#### [Records]
■ ■ ■ ■ ■

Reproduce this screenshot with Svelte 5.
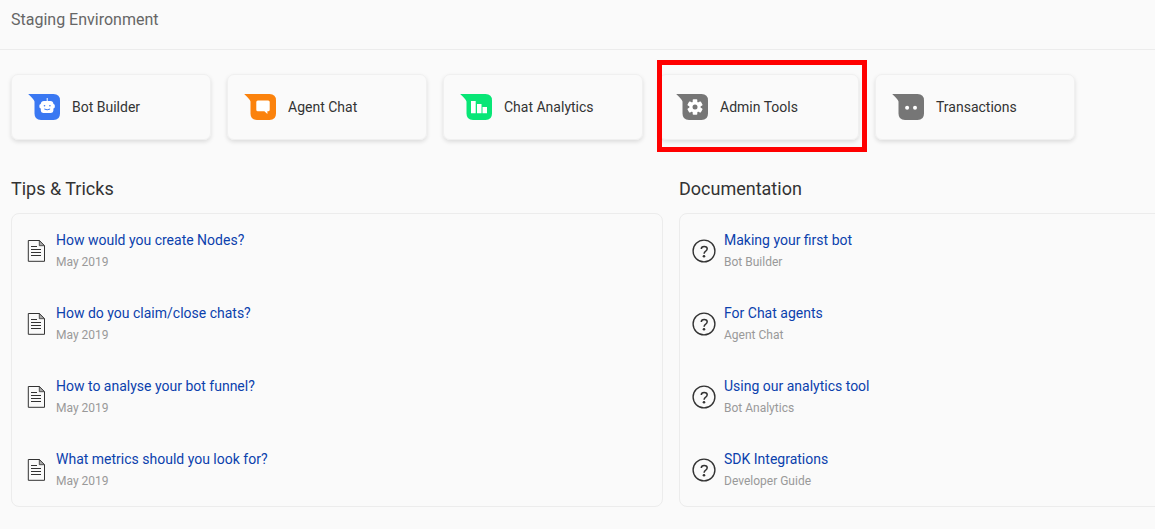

■ ■ ■ ■ ■

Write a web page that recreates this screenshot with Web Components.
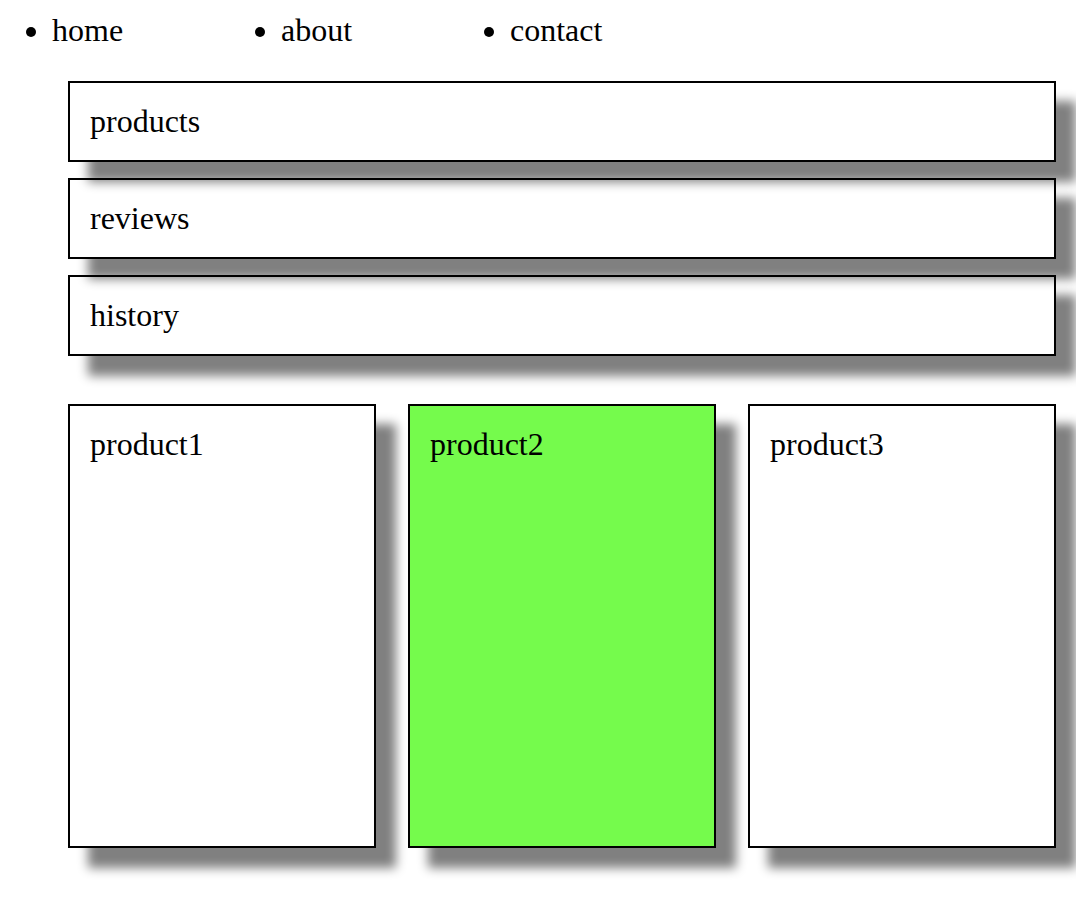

■ ■ ■ ■ ■

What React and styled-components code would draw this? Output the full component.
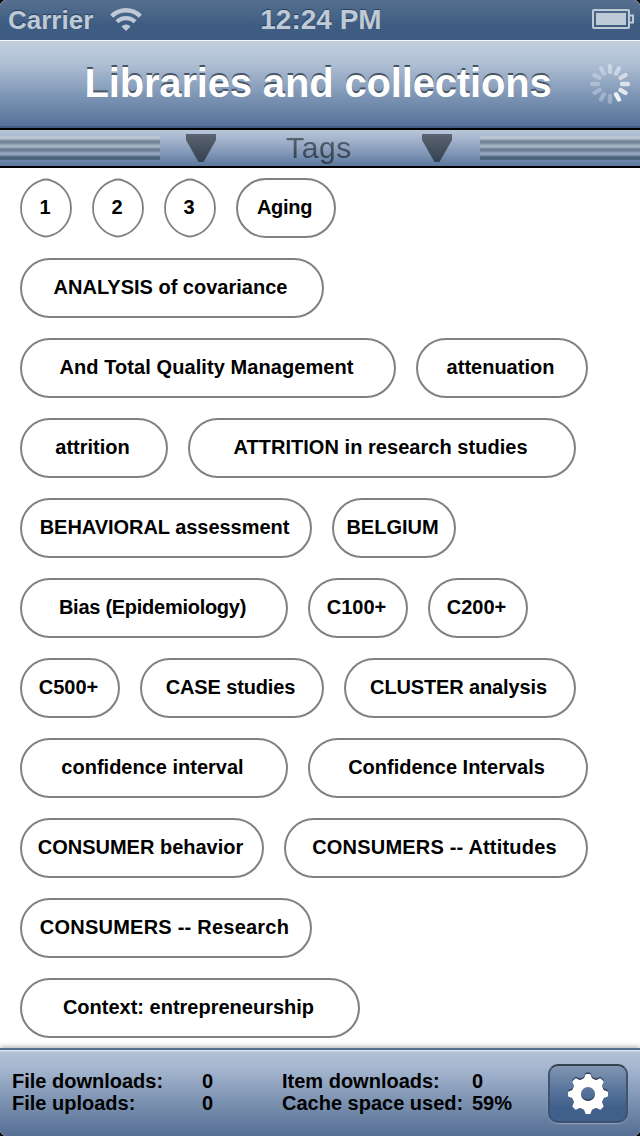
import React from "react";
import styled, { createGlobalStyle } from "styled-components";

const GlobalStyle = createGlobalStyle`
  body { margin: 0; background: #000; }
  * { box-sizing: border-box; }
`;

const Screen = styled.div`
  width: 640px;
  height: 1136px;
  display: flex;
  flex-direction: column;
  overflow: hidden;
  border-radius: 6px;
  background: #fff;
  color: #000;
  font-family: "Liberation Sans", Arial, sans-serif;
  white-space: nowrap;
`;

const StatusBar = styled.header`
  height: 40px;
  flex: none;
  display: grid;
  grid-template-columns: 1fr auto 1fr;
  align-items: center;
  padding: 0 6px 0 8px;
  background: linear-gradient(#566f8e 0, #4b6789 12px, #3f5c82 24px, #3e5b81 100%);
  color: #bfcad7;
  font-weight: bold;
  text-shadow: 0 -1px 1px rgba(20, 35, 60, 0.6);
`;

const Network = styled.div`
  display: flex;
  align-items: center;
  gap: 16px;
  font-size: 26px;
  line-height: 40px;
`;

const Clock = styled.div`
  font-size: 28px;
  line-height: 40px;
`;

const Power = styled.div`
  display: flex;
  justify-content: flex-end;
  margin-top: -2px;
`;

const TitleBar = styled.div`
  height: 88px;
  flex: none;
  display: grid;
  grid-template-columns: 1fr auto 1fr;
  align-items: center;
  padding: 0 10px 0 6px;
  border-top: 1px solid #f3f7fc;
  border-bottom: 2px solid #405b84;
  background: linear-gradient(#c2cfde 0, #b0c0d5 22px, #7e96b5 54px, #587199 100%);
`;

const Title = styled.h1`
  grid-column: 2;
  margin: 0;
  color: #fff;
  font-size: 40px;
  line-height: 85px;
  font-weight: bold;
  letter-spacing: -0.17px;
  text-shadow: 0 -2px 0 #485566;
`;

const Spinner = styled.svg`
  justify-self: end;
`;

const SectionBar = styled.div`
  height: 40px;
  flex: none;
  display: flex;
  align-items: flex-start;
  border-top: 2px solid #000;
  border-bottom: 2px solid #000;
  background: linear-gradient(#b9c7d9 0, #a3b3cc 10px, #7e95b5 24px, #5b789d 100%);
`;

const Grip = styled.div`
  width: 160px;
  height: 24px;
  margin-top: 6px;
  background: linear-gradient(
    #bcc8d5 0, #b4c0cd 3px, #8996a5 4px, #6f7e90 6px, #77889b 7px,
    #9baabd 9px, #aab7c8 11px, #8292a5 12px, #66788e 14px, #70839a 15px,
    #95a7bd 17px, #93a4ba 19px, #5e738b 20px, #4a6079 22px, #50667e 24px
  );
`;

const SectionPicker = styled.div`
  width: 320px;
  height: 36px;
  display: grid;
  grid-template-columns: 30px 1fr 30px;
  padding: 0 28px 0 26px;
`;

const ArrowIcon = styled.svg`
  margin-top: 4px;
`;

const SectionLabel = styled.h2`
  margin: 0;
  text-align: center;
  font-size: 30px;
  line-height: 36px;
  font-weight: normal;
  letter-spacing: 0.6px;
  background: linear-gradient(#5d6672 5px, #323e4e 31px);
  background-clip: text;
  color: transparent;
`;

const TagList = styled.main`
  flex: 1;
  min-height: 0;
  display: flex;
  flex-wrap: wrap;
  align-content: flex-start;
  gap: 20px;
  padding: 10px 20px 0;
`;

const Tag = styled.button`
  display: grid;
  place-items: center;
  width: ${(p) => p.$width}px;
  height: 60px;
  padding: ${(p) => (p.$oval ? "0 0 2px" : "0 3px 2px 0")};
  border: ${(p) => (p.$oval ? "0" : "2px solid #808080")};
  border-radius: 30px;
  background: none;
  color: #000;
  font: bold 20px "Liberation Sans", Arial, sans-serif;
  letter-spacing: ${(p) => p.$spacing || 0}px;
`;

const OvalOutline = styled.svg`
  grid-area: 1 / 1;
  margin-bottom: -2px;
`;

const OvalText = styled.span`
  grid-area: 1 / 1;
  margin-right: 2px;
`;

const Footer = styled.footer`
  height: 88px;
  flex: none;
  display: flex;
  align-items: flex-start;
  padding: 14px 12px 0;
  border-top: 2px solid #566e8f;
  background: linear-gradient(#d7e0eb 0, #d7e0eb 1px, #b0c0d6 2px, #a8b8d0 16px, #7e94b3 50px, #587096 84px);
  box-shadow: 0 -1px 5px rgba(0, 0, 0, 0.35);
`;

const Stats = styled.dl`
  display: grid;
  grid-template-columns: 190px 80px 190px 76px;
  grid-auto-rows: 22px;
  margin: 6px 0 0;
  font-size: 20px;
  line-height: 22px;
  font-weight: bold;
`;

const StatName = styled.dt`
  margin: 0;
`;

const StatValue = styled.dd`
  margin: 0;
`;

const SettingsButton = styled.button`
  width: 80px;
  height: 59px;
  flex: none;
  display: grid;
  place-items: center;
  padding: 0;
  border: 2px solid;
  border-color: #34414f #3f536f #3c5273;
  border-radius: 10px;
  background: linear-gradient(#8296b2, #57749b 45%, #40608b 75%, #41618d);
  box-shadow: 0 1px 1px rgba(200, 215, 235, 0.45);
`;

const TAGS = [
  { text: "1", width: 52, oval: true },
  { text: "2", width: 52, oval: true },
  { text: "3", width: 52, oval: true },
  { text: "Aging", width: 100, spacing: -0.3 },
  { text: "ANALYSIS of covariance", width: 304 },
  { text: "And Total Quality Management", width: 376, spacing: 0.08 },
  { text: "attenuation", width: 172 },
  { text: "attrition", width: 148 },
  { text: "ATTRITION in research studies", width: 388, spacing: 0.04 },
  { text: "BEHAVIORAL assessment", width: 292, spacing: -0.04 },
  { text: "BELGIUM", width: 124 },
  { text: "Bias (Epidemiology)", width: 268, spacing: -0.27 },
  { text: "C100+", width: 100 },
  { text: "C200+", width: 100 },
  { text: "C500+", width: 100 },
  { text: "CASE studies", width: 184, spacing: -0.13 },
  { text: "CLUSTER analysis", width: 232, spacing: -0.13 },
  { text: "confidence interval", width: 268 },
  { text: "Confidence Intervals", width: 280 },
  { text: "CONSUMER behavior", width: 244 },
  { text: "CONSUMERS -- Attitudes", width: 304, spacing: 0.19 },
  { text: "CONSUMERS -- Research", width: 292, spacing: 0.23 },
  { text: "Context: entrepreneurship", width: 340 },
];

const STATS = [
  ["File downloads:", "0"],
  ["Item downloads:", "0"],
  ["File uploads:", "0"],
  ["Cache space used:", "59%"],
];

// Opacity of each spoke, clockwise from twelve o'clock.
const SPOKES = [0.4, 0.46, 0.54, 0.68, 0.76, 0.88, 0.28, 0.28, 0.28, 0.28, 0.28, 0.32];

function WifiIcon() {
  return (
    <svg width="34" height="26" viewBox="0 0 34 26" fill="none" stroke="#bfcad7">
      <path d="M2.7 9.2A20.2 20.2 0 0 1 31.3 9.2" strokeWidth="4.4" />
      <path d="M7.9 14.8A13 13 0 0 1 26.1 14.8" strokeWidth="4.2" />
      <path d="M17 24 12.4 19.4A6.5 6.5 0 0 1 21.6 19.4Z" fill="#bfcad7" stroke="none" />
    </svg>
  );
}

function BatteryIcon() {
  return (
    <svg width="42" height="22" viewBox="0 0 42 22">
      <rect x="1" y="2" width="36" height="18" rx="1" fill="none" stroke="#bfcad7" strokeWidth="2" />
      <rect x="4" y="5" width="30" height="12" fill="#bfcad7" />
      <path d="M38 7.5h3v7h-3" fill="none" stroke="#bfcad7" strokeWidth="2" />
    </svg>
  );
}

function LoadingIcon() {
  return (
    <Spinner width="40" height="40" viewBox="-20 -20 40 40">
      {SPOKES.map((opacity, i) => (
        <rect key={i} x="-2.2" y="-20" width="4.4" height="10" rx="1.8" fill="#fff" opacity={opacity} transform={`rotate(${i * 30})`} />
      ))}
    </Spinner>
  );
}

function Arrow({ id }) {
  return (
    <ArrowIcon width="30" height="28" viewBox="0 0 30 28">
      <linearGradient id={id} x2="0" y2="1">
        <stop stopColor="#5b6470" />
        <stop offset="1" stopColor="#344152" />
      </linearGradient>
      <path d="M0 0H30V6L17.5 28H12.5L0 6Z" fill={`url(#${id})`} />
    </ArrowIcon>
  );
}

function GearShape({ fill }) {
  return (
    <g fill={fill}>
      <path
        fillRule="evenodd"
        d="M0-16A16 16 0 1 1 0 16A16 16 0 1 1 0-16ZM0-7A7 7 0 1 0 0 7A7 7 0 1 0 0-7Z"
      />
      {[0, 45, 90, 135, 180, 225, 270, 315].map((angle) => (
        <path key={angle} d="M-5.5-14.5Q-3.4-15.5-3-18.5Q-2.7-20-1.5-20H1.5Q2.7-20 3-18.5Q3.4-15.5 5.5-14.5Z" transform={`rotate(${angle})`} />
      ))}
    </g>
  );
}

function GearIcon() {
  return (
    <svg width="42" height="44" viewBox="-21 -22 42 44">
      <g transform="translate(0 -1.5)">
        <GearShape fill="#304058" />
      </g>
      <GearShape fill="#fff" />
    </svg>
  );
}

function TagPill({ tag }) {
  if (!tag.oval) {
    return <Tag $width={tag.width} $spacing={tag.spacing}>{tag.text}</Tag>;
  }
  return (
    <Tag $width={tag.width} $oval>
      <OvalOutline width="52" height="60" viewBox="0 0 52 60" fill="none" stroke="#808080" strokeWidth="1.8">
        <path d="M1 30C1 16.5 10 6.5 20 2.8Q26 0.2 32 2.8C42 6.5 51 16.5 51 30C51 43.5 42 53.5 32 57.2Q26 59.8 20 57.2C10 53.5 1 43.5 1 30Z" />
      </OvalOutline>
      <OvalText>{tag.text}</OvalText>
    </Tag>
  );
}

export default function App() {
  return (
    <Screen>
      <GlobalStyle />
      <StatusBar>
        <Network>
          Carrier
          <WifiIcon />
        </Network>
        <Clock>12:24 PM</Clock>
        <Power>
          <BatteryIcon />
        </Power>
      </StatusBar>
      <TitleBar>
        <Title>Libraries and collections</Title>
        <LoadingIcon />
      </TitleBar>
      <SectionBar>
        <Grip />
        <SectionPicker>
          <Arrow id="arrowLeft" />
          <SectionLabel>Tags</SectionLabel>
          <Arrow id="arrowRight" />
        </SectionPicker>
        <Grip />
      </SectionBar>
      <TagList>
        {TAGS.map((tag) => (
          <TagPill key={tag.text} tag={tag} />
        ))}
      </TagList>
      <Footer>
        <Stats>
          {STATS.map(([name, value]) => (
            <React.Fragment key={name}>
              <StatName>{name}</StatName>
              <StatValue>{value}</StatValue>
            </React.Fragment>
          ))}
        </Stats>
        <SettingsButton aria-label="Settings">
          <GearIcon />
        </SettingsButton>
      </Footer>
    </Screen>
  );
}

■ ■ ■ ■ ■

#### [Set exercise]
Check every line for "screenshot" and show the ones that have it.

#### [Reply]
Reproduce this screenshot with Svelte 5.
Write a web page that recreates this screenshot with Web Components.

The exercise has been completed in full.